Lake Heron (Ōtūroto) is a high-country lake located in inland Canterbury in the Ashburton District of the South Island of New Zealand. It is one of the Ashburton Lakes. The lake is managed by the Department of Conservation. The lake is a protected area, designated as the Lake Heron Nature Reserve under section 20 of the Reserves Act 1977, and as the Lake Heron Wildlife Refuge under section 14 of the Wildlife Act 1953. The southeastern shoreline of Lake Heron adjoins one of the parcels of protected conservation land in the Hakatere Conservation Park.

The surface elevation of the lake is 691 m and it has a surface area of 695 ha. It is 40.5 km by road northwest of the small settlement of Mount Somers and is located in the upper catchment area of the Rakaia River. The land surrounding the lake is mostly marshland and low hills, but Mt Sugarloaf (altitude 1238 m) rises steeply from the north-eastern shoreline. Mt Sugarloaf is an example of a roche moutonnée, a formation that has been shaped by the passing of a glacier. It is listed by the Ashburton District Council in their District Plan 2022 as an Area of Significant Nature Conservation Value.

Lake Heron / Ōtūroto is an area of cultural importance to the iwi Ngāi Tahu because it was a significant food-gathering area and was also on a main route for travel between the Hakatere and the Rakaia trails to Te Tai Poutini (the West Coast Region).

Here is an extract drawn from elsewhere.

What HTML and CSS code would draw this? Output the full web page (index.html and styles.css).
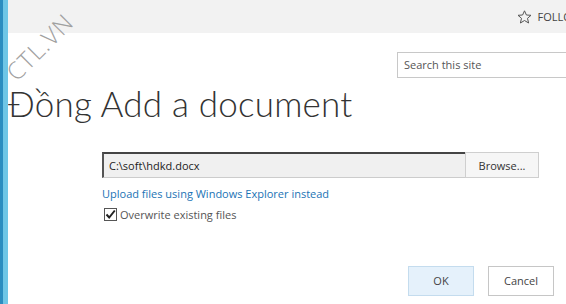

The ecological condition of the lake as measured by the composition of native and invasive plants in the water, was rated as "moderate" in 2023. The trophic level index for the lake (a measure of nutrient status) has ranged between 2.6 and 4.6 over the period 2009 to 2023, showing significant deterioration since 2014. In 2023 the water quality was rated as "Poor" (eutrophic). A case study report published by the Ministry for the Environment in 2023 reported that all the Ōtūwharekai / Ashburton Lakes were nutrient-enriched, with some at risk of deteriorating further into severe eutrophic states, changing from clear water with vegetation, to turbid algae-dominated water. The study reported that pastoral farming was the source for more than 90% of nutrients.

The Lake Heron station that borders the lake is a high-country farm of just under 20000 ha. The station has been held by the Todhunter family for over a century. As of 2025 the owners of Lake Heron station are members of the Ashburton Lakes Catchment Group that has been formed to respond to the declining water quality in the lakes.